It appears that two months in a holding pattern will conclude with a happy landing. The Unicoi County Little League regular seasons, which were initially scheduled to conclude last week, are now expected to begin sometime in mid-June after practice begins on June 1.
“Before the shutdown we had already done tryouts and drafted our Majors teams,” Carroll said. “We drafted our coach-pitch teams right before they made the requirement of no more than 10 people (in groups). … We have all of our teams set.
“Our hope is to allow practices to begin June 1. That, of course, is pending approval from Tennessee District 5 and the Southeast Region with Little League. We’re making preparations as a league as we’re going to be able to start June 1. Little League recommends two weeks of practice, so our plan is to have two weeks of practice and then have our games scheduled after that. …

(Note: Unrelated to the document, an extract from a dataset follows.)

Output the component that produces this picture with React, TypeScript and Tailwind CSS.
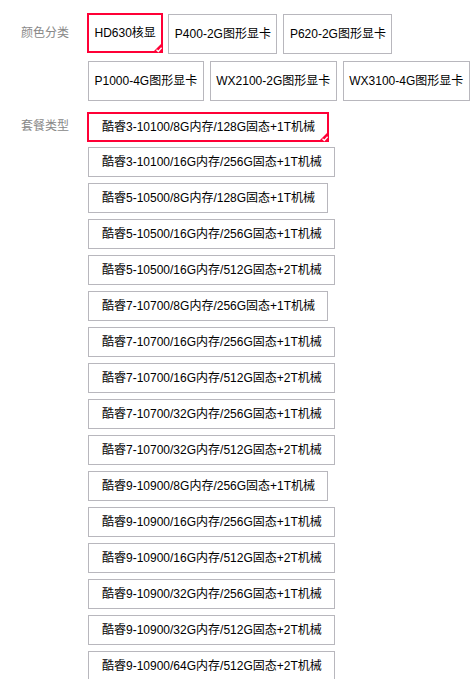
import React from 'react';

const colors = [
  'HD630核显',
  'P400-2G图形显卡',
  'P620-2G图形显卡',
  'P1000-4G图形显卡',
  'WX2100-2G图形显卡',
  'WX3100-4G图形显卡',
];

const packages = [
  '酷睿3-10100/8G内存/128G固态+1T机械',
  '酷睿3-10100/16G内存/256G固态+1T机械',
  '酷睿5-10500/8G内存/128G固态+1T机械',
  '酷睿5-10500/16G内存/256G固态+1T机械',
  '酷睿5-10500/16G内存/512G固态+2T机械',
  '酷睿7-10700/8G内存/256G固态+1T机械',
  '酷睿7-10700/16G内存/256G固态+1T机械',
  '酷睿7-10700/16G内存/512G固态+2T机械',
  '酷睿7-10700/32G内存/256G固态+1T机械',
  '酷睿7-10700/32G内存/512G固态+2T机械',
  '酷睿9-10900/8G内存/256G固态+1T机械',
  '酷睿9-10900/16G内存/256G固态+1T机械',
  '酷睿9-10900/16G内存/512G固态+2T机械',
  '酷睿9-10900/32G内存/256G固态+1T机械',
  '酷睿9-10900/32G内存/512G固态+2T机械',
  '酷睿9-10900/64G内存/512G固态+2T机械',
];

const Tick = () => (
  <svg
    className="absolute -bottom-[2px] -right-[2px]"
    width="11"
    height="11"
    viewBox="0 0 11 11"
  >
    <path d="M11 0 L11 11 L0 11 Z" fill="#ff0036" />
    <path
      d="M4.5 7.8 L6.3 9.5 L9.6 5.8"
      fill="none"
      stroke="#fff"
      strokeWidth="1.3"
    />
  </svg>
);

const SkuItem = ({
  text,
  selected,
  tall,
}: {
  text: string;
  selected?: boolean;
  tall?: boolean;
}) => {
  const base = tall
    ? 'h-[40px] px-[5.5px]'
    : 'h-[30px] pl-[13px] pr-[12px]';
  const state = selected
    ? 'm-[-1px] border-2 border-[#ff0036]'
    : 'border border-[#b8b7bd]';
  return (
    <div
      className={`relative flex items-center whitespace-nowrap bg-white text-[12px] text-black ${base} ${state}`}
    >
      {text}
      {selected && <Tick />}
    </div>
  );
};

export default function App() {
  return (
    <div
      className="h-screen overflow-hidden bg-white pl-[21px] pt-[14px]"
      style={{ fontFamily: '"Liberation Sans", "Noto Sans CJK SC", sans-serif' }}
    >
      <div className="flex">
        <div className="w-[67px] shrink-0 pt-[10px] text-[12px] leading-[18px] text-[#888]">
          颜色分类
        </div>
        <div className="flex flex-1 flex-wrap gap-x-[6px] gap-y-[7px]">
          {colors.map((c, i) => (
            <SkuItem key={c} text={c} selected={i === 0} tall />
          ))}
        </div>
      </div>

      <div className="mt-[12px] flex">
        <div className="w-[67px] shrink-0 pt-[4px] text-[12px] leading-[18px] text-[#888]">
          套餐类型
        </div>
        <div className="flex flex-1 flex-wrap gap-x-[6px] gap-y-[6px]">
          {packages.map((p, i) => (
            <SkuItem key={p} text={p} selected={i === 0} />
          ))}
        </div>
      </div>
    </div>
  );
}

“Governor (Bill) Lee, when he signed executive order No. 38, that made things a little bit easier. It specifically called out non-contact sports and mentioned baseball and softball, and really said those are clear to begin.”
Opening Day was initially set for April 6. The regular season schedule is certain to be shortened.
“It will be an abbreviated schedule,” Carroll said. “It won’t be the 12- to 14-game schedule that you’ll normally see, but we’ll get in eight to 10 games, weather permitting.”
The sad turn of events will prevent some Little Leaguers from playing this season, though the total number of players should be around the usual 300 participants (for all leagues combined)
“We’re really late in the season,” Carroll said. “Very much later and we’re going to be getting into volleyball for the girls and football practice will start for the boys. It’s conflicts with vacations and other sports that are coming into play.”
Still, there’s a possibility for postseason tournaments, which could include a state tournament.
“It will be up to the individual states if they want to hold state tournaments and right down to the district level if districts want to try to have a district tournament,” Carroll said. “I guess that’s going to vary district by district on how many districts play. Maryville, several weeks ago, went ahead and canceled their season. I don’t want to speak for any other league, but I think there are several in our area that still want to have a season.”
Carroll is relieved to know that Little Leaguers won’t be denied a season.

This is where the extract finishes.